**Stated problem:** Each line that holds the word "components" is to be identified and copied.

**Provided material:**
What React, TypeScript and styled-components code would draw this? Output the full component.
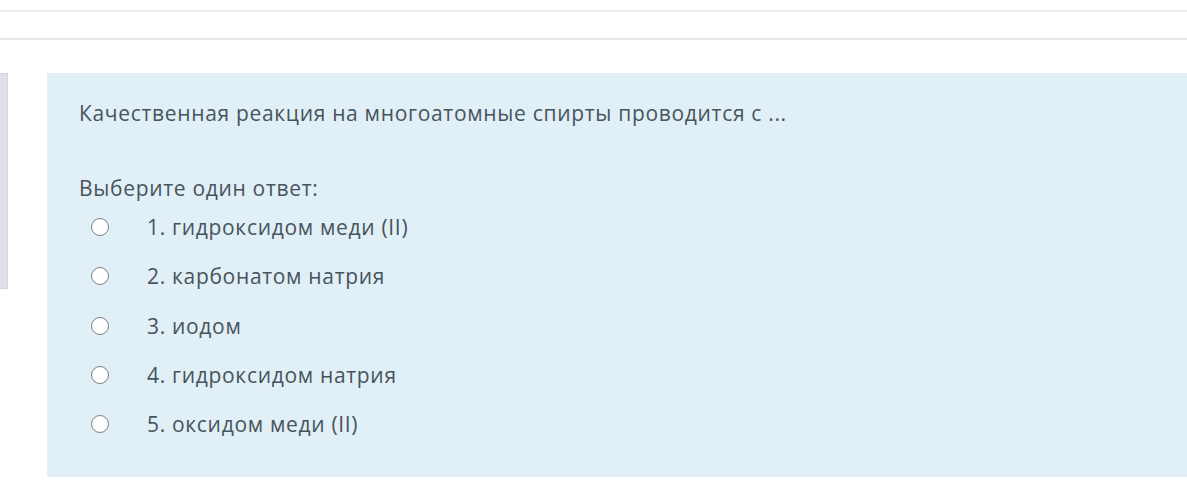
import React from "react";
import styled, { createGlobalStyle } from "styled-components";

const Global = createGlobalStyle`
  html, body { margin: 0; padding: 0; background: #fff; }
  body { font-family: "Open Sans", "Noto Sans", sans-serif; }
`;

const Page = styled.div`
  width: 1187px;
  height: 496px;
  overflow: hidden;
  display: flex;
  flex-direction: column;
`;

const TopBar = styled.div`
  margin-top: 10px;
  height: 26px;
  border-top: 2px solid #ececec;
  border-bottom: 2px solid #e8e8e8;
  background: #fff;
`;

const Body = styled.div`
  margin-top: 33px;
  display: flex;
  align-items: flex-start;
  gap: 39px;
`;

const SideInfo = styled.div`
  width: 7px;
  height: 214px;
  background: #dfe1e8;
  border: 1px solid #d3d6de;
  border-left: none;
`;

const Formulation = styled.div`
  flex: 1;
  background: #e1eff7;
  padding: 26px 32px 0 32px;
  height: 404px;
  box-sizing: border-box;
  color: #47545c;
  font-size: 21px;
  letter-spacing: 0.68px;
`;

const QText = styled.div`
  line-height: 28px;
`;

const Prompt = styled.div`
  margin-top: 47px;
  line-height: 28px;
`;

const AnswerList = styled.div`
  display: flex;
  flex-direction: column;
  gap: 21.3px;
  margin-top: 11px;
`;

const OptionRow = styled.div`
  display: flex;
  align-items: center;
  height: 28px;
  line-height: 28px;
`;

const Radio = styled.span`
  box-sizing: border-box;
  width: 18px;
  height: 18px;
  border-radius: 50%;
  border: 1.6px solid #7b8085;
  background: #fff;
  margin-left: 12px;
  margin-right: 38px;
  flex: none;
`;

const answers = [
  "1. гидроксидом меди (II)",
  "2. карбонатом натрия",
  "3. иодом",
  "4. гидроксидом натрия",
  "5. оксидом меди (II)",
];

export default function App() {
  return (
    <Page>
      <Global />
      <TopBar />
      <Body>
        <SideInfo />
        <Formulation>
          <QText>Качественная реакция на многоатомные спирты проводится с ...</QText>
          <Prompt>Выберите один ответ:</Prompt>
          <AnswerList>
            {answers.map((a) => (
              <OptionRow key={a}>
                <Radio />
                <span>{a}</span>
              </OptionRow>
            ))}
          </AnswerList>
        </Formulation>
      </Body>
    </Page>
  );
}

**Result of the task:**
What React, TypeScript and styled-components code would draw this? Output the full component.
import styled, { createGlobalStyle } from "styled-components";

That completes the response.